Most late applicants may not get in: UJ

2011-01-11 13:07

Many of the prospective students flocking to the University of Johannesburg (UJ) may not get in at all, the institution said today.

Since yesterday, thousands of people descended on the university, trying to secure a last minute spot in the first-year class of 2011.

The UJ’s registrar, Professor Marie Muller, said the flurry of late applications could be attributed to the greater number of National Senior Certificate holders in Gauteng that obtained university admission in last year’s exams, compared to the previous year.

Muller said students were still queuing outside the university today. Most were first-time applicants. Some had applied with their grade 11 results last year, were rejected, but fared better in their matric exams and were trying to get in on the strength of those results.

About two thirds of the late applicants may not be accepted, she said.

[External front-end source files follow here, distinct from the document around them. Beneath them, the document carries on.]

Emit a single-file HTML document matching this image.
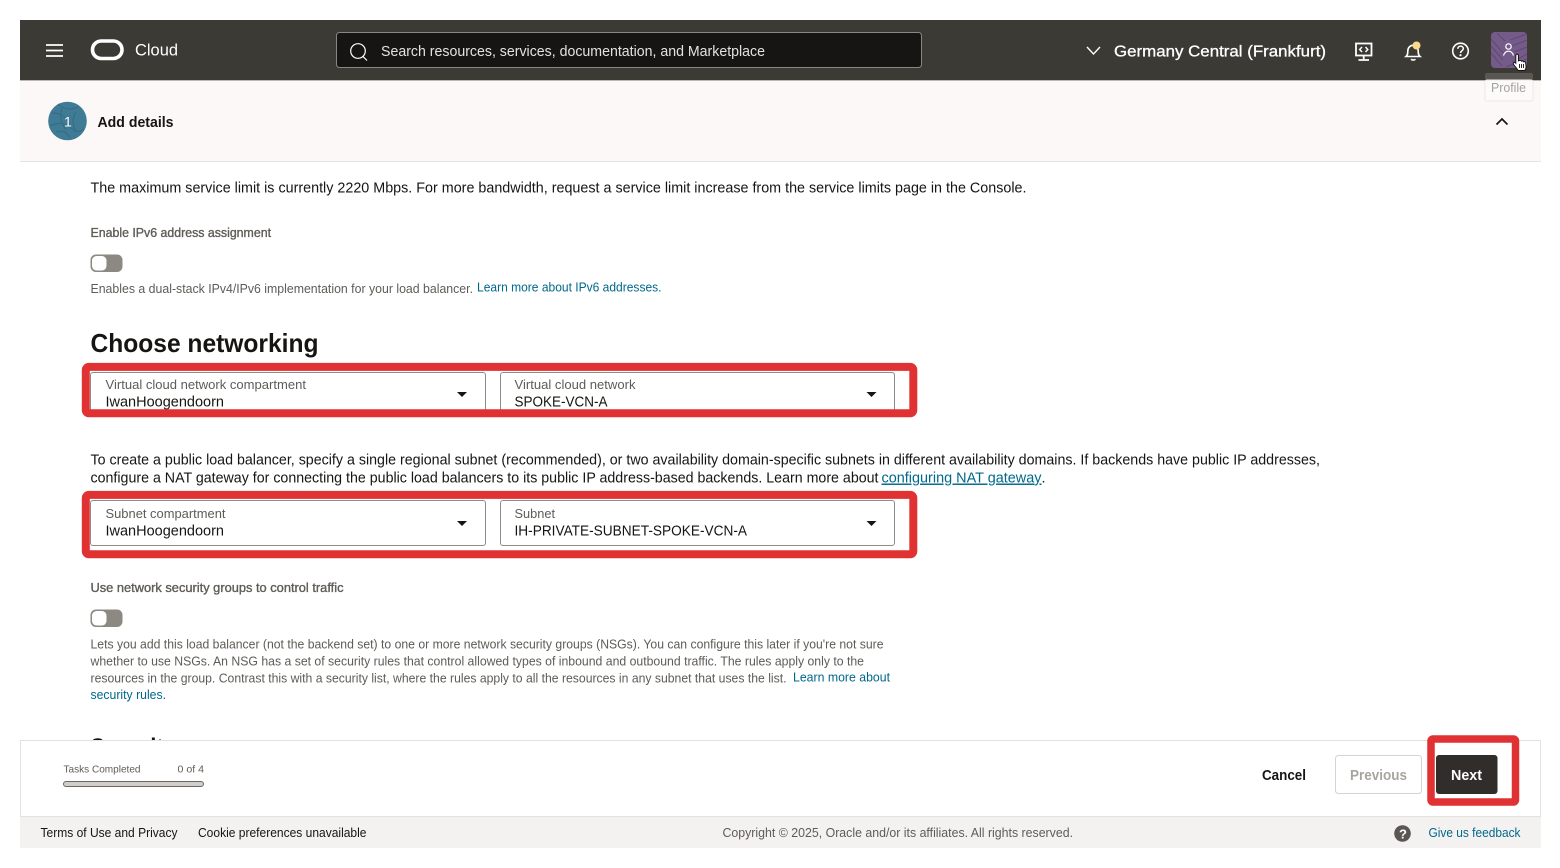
<!DOCTYPE html>
<html><head><meta charset="utf-8"><title>Add details</title>
<style>
html,body{margin:0;padding:0;background:#fff;width:1560px;height:868px;overflow:hidden}
svg{display:block}
text{font-family:"Liberation Sans",sans-serif;font-size:14px;fill:#161513}
.g{fill:#5f5c57}
.l{fill:#00688c}
.b{font-weight:700}
</style></head><body>
<svg width="1560" height="868" viewBox="0 0 1560 868" xmlns="http://www.w3.org/2000/svg">
<!-- header -->
<rect x="20" y="20" width="1521" height="60" fill="#3c3a35"/>
<rect x="20" y="80" width="1521" height="1" fill="#bdb8b3"/>
<g stroke="#fff" stroke-width="1.8"><path d="M46 45h17M46 50.500h17M46 56h17"/></g>
<rect x="92.500" y="41" width="29.500" height="17.500" rx="8.700" fill="none" stroke="#fff" stroke-width="3.600"/>
<text x="135" y="55.500" style="font-size:17px;fill:#fff" textLength="43" lengthAdjust="spacingAndGlyphs">Cloud</text>
<rect x="336.500" y="32.500" width="585" height="35" rx="3" fill="#161513" stroke="#8a8782"/>
<circle cx="358" cy="51" r="7.300" fill="none" stroke="#fff" stroke-width="1.200"/>
<path d="M363 56.500l4 4" stroke="#fff" stroke-width="1.200"/>
<text x="381" y="56" style="font-size:14.500px;fill:#e4e2df" textLength="384" lengthAdjust="spacingAndGlyphs">Search resources, services, documentation, and Marketplace</text>
<path d="M1087 47l6.500 7 6.500-7" fill="none" stroke="#fff" stroke-width="1.400"/>
<text x="1114" y="56.500" style="font-size:16px;fill:#fff;stroke:#fff;stroke-width:.3" textLength="212" lengthAdjust="spacingAndGlyphs">Germany Central (Frankfurt)</text>
<!-- console icon -->
<g fill="none" stroke="#fff" stroke-width="1.800">
<rect x="1356" y="43.500" width="15.500" height="12"/>
<path d="M1363.700 55.500v4.500M1358.500 60h10.500"/>
<path d="M1362 47l-2.300 2.500 2.300 2.500M1365.500 47l2.300 2.500-2.300 2.500" stroke-width="1.500"/>
<!-- bell -->
<path d="M1406 56.500c1.700-1.500 1.800-3 1.800-5.500 0-3.200 2.300-5.700 5.200-5.700s5.200 2.500 5.200 5.700c0 2.500.1 4 1.800 5.500z" stroke-width="1.600"/>
<path d="M1411 59.300c1.200 1 3.200 1 4.500 0" stroke-width="1.600"/>
<!-- help -->
<circle cx="1460.500" cy="51" r="7.800" stroke-width="1.600"/>
<path d="M1457.800 48.800c.2-3.500 5.500-3.500 5.500 0 0 2-2.800 2-2.800 4.200" stroke-width="1.500"/>
</g>
<circle cx="1460.500" cy="55.200" r="1.100" fill="#fff"/>
<circle cx="1416.500" cy="45.500" r="4" fill="#fbd98a"/>
<!-- profile -->
<rect x="1491" y="32" width="36" height="36" rx="4" fill="#755b8a"/>
<g fill="none" stroke="#604a74" stroke-width="1.100">
<path d="M1491 39l14 16M1491 46l12 14M1491 53l11 13M1497 33l8 8M1510 40l17-6M1512 46l15-6M1514 52l13-5M1512 62l15-8M1506 67l21-8"/>
</g>
<circle cx="1508.500" cy="46.500" r="2.700" fill="none" stroke="#fff" stroke-width="1.200"/>
<path d="M1503.500 55.500c1-3 3-4.300 5-4.300s4 1.300 5 4.300" fill="none" stroke="#fff" stroke-width="1.200"/>
<!-- tooltip top over header -->
<rect x="1485" y="73" width="48" height="7" rx="2" fill="#5a5753"/>
<!-- cursor -->
<path d="M1515.800 55.500c0-1.900 2.600-1.900 2.600 0v5.300l1.500-.4c1-.2 1.500.3 1.600.8.800-.4 1.800-.2 2 .6.900-.4 2-.1 2.100 1l.5 4c0 1.600-.6 2.600-1.300 3.700h-6.500l-4.700-6c-1-1.500.8-2.800 2.200-1.300z" fill="#fff" stroke="#161513" stroke-width="1"/>
<path d="M1519.500 64v4M1521.500 64v4M1523.500 64v4" stroke="#161513" stroke-width=".9"/>
<!-- step band -->
<rect x="20" y="81" width="1521" height="80" fill="#fcf8f7"/>
<rect x="1485" y="80" width="48" height="21" rx="2" fill="#fcfbfa" stroke="#ebe8e6"/>
<text x="1491" y="92" style="font-size:12.500px;fill:#a5a29e" textLength="35" lengthAdjust="spacingAndGlyphs">Profile</text>
<rect x="20" y="161" width="1521" height="1" fill="#e6e3e1"/>
<circle cx="67.500" cy="121" r="19.300" fill="#3f7b94"/>
<g fill="none" stroke="#346b83" stroke-width="1">
<path d="M52 113c8 0 14 3 18 12M58 104c6 6 14 6 20 3M50 126c6-3 12-4 18 0s10 8 16 3M62 108c-2 8-2 14 4 22M76 112c-4 6-4 12 0 20M56 132c6-2 10-1 14 6"/>
</g>
<text x="64" y="126.500" style="font-size:14px;fill:#fff">1</text>
<text x="97.500" y="127" class="b" style="font-size:14.500px" textLength="76" lengthAdjust="spacingAndGlyphs">Add details</text>
<path d="M1496.500 124.500l5.500-5.500 5.500 5.500" fill="none" stroke="#161513" stroke-width="1.700"/>

<!-- content -->
<text x="90.500" y="192.500" style="font-size:14.500px" textLength="936" lengthAdjust="spacingAndGlyphs">The maximum service limit is currently 2220 Mbps. For more bandwidth, request a service limit increase from the service limits page in the Console.</text>
<text x="90.500" y="237" class="g" style="font-size:12.500px;stroke:#5f5c57;stroke-width:.35" textLength="180.500" lengthAdjust="spacingAndGlyphs">Enable IPv6 address assignment</text>
<rect x="91" y="255" width="31" height="16.500" rx="5" fill="#8c8882" stroke="#8c8882"/>
<rect x="92" y="256" width="14.500" height="14.500" rx="4.500" fill="#fff"/>
<text x="90.500" y="293" class="g" style="font-size:12.500px" textLength="382.500" lengthAdjust="spacingAndGlyphs">Enables a dual-stack IPv4/IPv6 implementation for your load balancer.</text>
<text x="477" y="291.500" class="l" style="font-size:12.500px" textLength="184.500" lengthAdjust="spacingAndGlyphs">Learn more about IPv6 addresses.</text>
<text x="90.500" y="352" class="b" style="font-size:26px" textLength="228" lengthAdjust="spacingAndGlyphs">Choose networking</text>

<!-- first row fields -->
<g fill="#fff" stroke="#8f8c87">
<path d="M90.500 413V375a2.500 2.500 0 0 1 2.500-2.500H483a2.500 2.500 0 0 1 2.500 2.500V413"/>
<path d="M500.500 413V375a2.500 2.500 0 0 1 2.500-2.500H892a2.500 2.500 0 0 1 2.500 2.500V413"/>
</g>
<text x="105.500" y="389" class="g" style="font-size:12.500px" textLength="200.500" lengthAdjust="spacingAndGlyphs">Virtual cloud network compartment</text>
<text x="105.500" y="406.500" style="font-size:14.500px" textLength="118.500" lengthAdjust="spacingAndGlyphs">IwanHoogendoorn</text>
<path d="M457 392h10l-5 5z" fill="#161513"/>
<text x="514.500" y="389" class="g" style="font-size:12.500px" textLength="121" lengthAdjust="spacingAndGlyphs">Virtual cloud network</text>
<text x="514.500" y="406.500" style="font-size:14.500px" textLength="93" lengthAdjust="spacingAndGlyphs">SPOKE-VCN-A</text>
<path d="M866.500 392h10l-5 5z" fill="#161513"/>
<rect x="85.800" y="366.900" width="827.500" height="46.400" rx="3" fill="none" stroke="#e03232" stroke-width="8"/>

<text x="90.500" y="464.500" style="font-size:14.500px" textLength="1229.500" lengthAdjust="spacingAndGlyphs">To create a public load balancer, specify a single regional subnet (recommended), or two availability domain-specific subnets in different availability domains. If backends have public IP addresses,</text>
<text x="90.500" y="482.500" style="font-size:14.500px" textLength="788" lengthAdjust="spacingAndGlyphs">configure a NAT gateway for connecting the public load balancers to its public IP address-based backends. Learn more about</text>
<text x="881.500" y="482.500" class="l" style="font-size:14.500px;text-decoration:underline" textLength="160" lengthAdjust="spacingAndGlyphs">configuring NAT gateway</text>
<text x="1041.500" y="482.500" style="font-size:14.500px">.</text>

<!-- second row fields -->
<g fill="#fff" stroke="#8f8c87">
<rect x="90.500" y="500.500" width="395" height="45" rx="2.500"/>
<rect x="500.500" y="500.500" width="394" height="45" rx="2.500"/>
</g>
<text x="105.500" y="518" class="g" style="font-size:12.500px" textLength="120" lengthAdjust="spacingAndGlyphs">Subnet compartment</text>
<text x="105.500" y="535.500" style="font-size:14.500px" textLength="118.500" lengthAdjust="spacingAndGlyphs">IwanHoogendoorn</text>
<path d="M457 521h10l-5 5z" fill="#161513"/>
<text x="514.500" y="518" class="g" style="font-size:12.500px" textLength="40.500" lengthAdjust="spacingAndGlyphs">Subnet</text>
<text x="514.500" y="535.500" style="font-size:14.500px" textLength="232.500" lengthAdjust="spacingAndGlyphs">IH-PRIVATE-SUBNET-SPOKE-VCN-A</text>
<path d="M866.500 521h10l-5 5z" fill="#161513"/>
<rect x="85.800" y="494.900" width="827.500" height="59.400" rx="3" fill="none" stroke="#e03232" stroke-width="8"/>

<text x="90.500" y="592" class="g" style="font-size:12.500px;stroke:#5f5c57;stroke-width:.35" textLength="253" lengthAdjust="spacingAndGlyphs">Use network security groups to control traffic</text>
<rect x="91" y="610" width="31" height="16.500" rx="5" fill="#8c8882" stroke="#8c8882"/>
<rect x="92" y="611" width="14.500" height="14.500" rx="4.500" fill="#fff"/>
<text x="90.500" y="648.500" class="g" style="font-size:12.500px" textLength="793" lengthAdjust="spacingAndGlyphs">Lets you add this load balancer (not the backend set) to one or more network security groups (NSGs). You can configure this later if you're not sure</text>
<text x="90.500" y="665.500" class="g" style="font-size:12.500px" textLength="773.500" lengthAdjust="spacingAndGlyphs">whether to use NSGs. An NSG has a set of security rules that control allowed types of inbound and outbound traffic. The rules apply only to the</text>
<text x="90.500" y="682.500" class="g" style="font-size:12.500px" textLength="696" lengthAdjust="spacingAndGlyphs">resources in the group. Contrast this with a security list, where the rules apply to all the resources in any subnet that uses the list.</text>
<text x="793" y="681.500" class="l" style="font-size:12.500px" textLength="97" lengthAdjust="spacingAndGlyphs">Learn more about</text>
<text x="90.500" y="699" class="l" style="font-size:12.500px" textLength="75.500" lengthAdjust="spacingAndGlyphs">security rules.</text>
<text x="90.500" y="756.500" class="b" style="font-size:26px" textLength="85" lengthAdjust="spacingAndGlyphs">Security</text>

<!-- footer train -->
<rect x="20.500" y="740.500" width="1520" height="76" fill="#fff" stroke="#e4e2df"/>
<text x="63.500" y="772.500" class="g" style="font-size:10.500px" textLength="77" lengthAdjust="spacingAndGlyphs">Tasks Completed</text>
<text x="177.500" y="772.500" class="g" style="font-size:10.500px" textLength="26.500" lengthAdjust="spacingAndGlyphs">0 of 4</text>
<rect x="63.500" y="781.500" width="140" height="5" rx="2.500" fill="#d0cdca" stroke="#6b6863"/>
<text x="1262" y="780" class="b" style="font-size:14.500px" textLength="44" lengthAdjust="spacingAndGlyphs">Cancel</text>
<rect x="1335.500" y="755.500" width="86" height="38" rx="3" fill="#fff" stroke="#d6d3d0"/>
<text x="1350" y="780" class="b" style="font-size:14.500px;fill:#a8a5a1" textLength="57" lengthAdjust="spacingAndGlyphs">Previous</text>
<rect x="1436" y="755" width="61.500" height="39" rx="3" fill="#312d2a"/>
<text x="1451" y="780" class="b" style="font-size:14.500px;fill:#fff" textLength="31" lengthAdjust="spacingAndGlyphs">Next</text>
<rect x="1431" y="739" width="84.500" height="63" rx="2" fill="none" stroke="#e03232" stroke-width="7.500"/>

<!-- page footer -->
<rect x="20" y="817" width="1521" height="31" fill="#f4f2f0"/>
<text x="40.500" y="837" style="font-size:12.500px" textLength="137" lengthAdjust="spacingAndGlyphs">Terms of Use and Privacy</text>
<text x="198" y="837" style="font-size:12.500px" textLength="168.500" lengthAdjust="spacingAndGlyphs">Cookie preferences unavailable</text>
<text x="722.500" y="837" class="g" style="font-size:12.500px" textLength="350.500" lengthAdjust="spacingAndGlyphs">Copyright © 2025, Oracle and/or its affiliates. All rights reserved.</text>
<circle cx="1402.500" cy="833.500" r="8.300" fill="#5a5753"/>
<text x="1399" y="838.500" class="b" style="font-size:13px;fill:#fff">?</text>
<text x="1428.500" y="837" class="l" style="font-size:12.500px" textLength="92" lengthAdjust="spacingAndGlyphs">Give us feedback</text>
</svg>
</body></html>
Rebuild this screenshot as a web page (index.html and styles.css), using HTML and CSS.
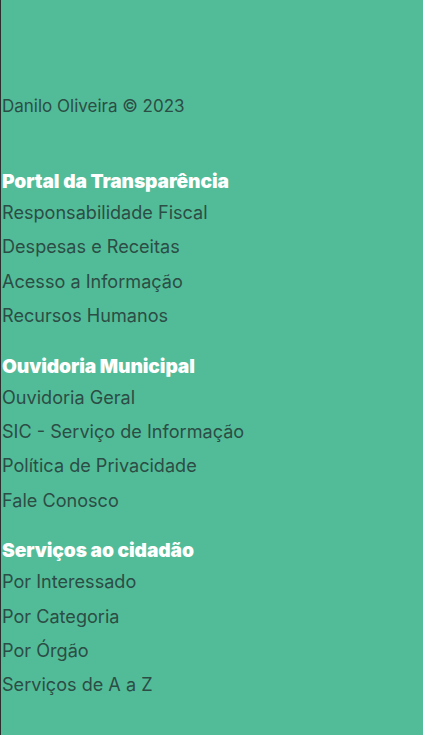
FILE: index.html
```html
<!DOCTYPE html>
<html lang="pt-BR">
<head>
<meta charset="utf-8">
<link rel="stylesheet" href="styles.css">
</head>
<body>
<footer class="footer">
  <p class="copyright">Danilo Oliveira © 2023</p>
  <section class="group">
    <h3 class="group-title">Portal da Transparência</h3>
    <ul class="links">
      <li>Responsabilidade Fiscal</li>
      <li>Despesas e Receitas</li>
      <li>Acesso a Informação</li>
      <li>Recursos Humanos</li>
    </ul>
  </section>
  <section class="group">
    <h3 class="group-title">Ouvidoria Municipal</h3>
    <ul class="links">
      <li>Ouvidoria Geral</li>
      <li>SIC - Serviço de Informação</li>
      <li>Política de Privacidade</li>
      <li>Fale Conosco</li>
    </ul>
  </section>
  <section class="group">
    <h3 class="group-title">Serviços ao cidadão</h3>
    <ul class="links">
      <li>Por Interessado</li>
      <li>Por Categoria</li>
      <li>Por Órgão</li>
      <li>Serviços de A a Z</li>
    </ul>
  </section>
</footer>
</body>
</html>
```
FILE: styles.css
```css
html, body {
  margin: 0;
  padding: 0;
}
body {
  background: #52bc98;
  min-height: 100vh;
  border-left: 1px solid #2b2f2e;
  box-sizing: border-box;
  font-family: Inter, "Noto Sans", sans-serif;
  color: #2c4d45;
}
.footer {
  padding: 94px 0 0 1px;
  display: flex;
  flex-direction: column;
  gap: 21px;
}
.copyright {
  margin: 0 0 30px;
  font-size: 17px;
  line-height: 24px;
}
.group-title {
  margin: 0 0 2px;
  font-size: 19.2px;
  line-height: 24px;
  font-weight: 900;
  color: #ffffff;
  letter-spacing: -0.1px;
}
.links {
  list-style: none;
  margin: 0;
  padding: 0;
}
.links li {
  font-size: 18.1px;
  line-height: 34.4px;
}
```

Muller said even if these students complied with the minimum requirements for their chosen field, they may not necessarily get in.

“We have limited space,” she said.

Those queuing outside the university’s various campuses were handed application forms. At the Kingsway campus in Auckland Park, 100 late applicants were being allowed onto campus at a time.

The university only had space for 13 000 first years and had already accepted 17 500 new students. Many of these had applied at other universities as well and may not register later this month, opting to go to another facility.

The late applicants would be told whether they would be accepted or not two days after applying.

UJ received 63 400 applications for first year undergraduate studies this year, during the dedicated application period last year.

“The university’s pre-selection is based on grade 11 results and UJ conditionally admitted 17 500 applicants.”
Muller said UJ may enrol 48 000 students this year. This figure included all undergraduate and postgraduate students.

The University of the Witwatersrand was not experiencing such high volumes of late applicants.

Head of the Wits enrolment centre Carol Crosley said there were around 200 students queuing at the institution, but many of these had applied last year, were rejected, and were trying their luck again.

While Wits allowed for late applications, the late applicant admission requirements were more stringent, she said.

There was room in the Wits education school and in specialist degree programs such as drama, but the other programs were largely full.

University of SA (Unisa) spokesperson Doreen Gough said between 100 and 200 students had turned up on campus to apply at the last minute, but had been told it was too late. The closing date for applications was October last year.

Spokesperson for the University of Cape Town, Pat Lucas, said the institution was also not facing an influx of late applications.

The University of the Free State also did not face the same problem, said spokesperson Lacea Loader.

Muller said the UJ offered both degrees and diplomas, which could be among the reasons it faced large volumes of late applications.

Johannesburg Metro Police warned motorists today to avoid roads near UJ where thousands of late applicants were causing traffic congestion.

“It’s heavy,” said Chief Superintendent Wayne Minnaar,

“Metro police have been deployed to Kingsway Road in Auckland Park to monitor the situation and assist with traffic as thousands of students have gone to the university early this morning [Tuesday].”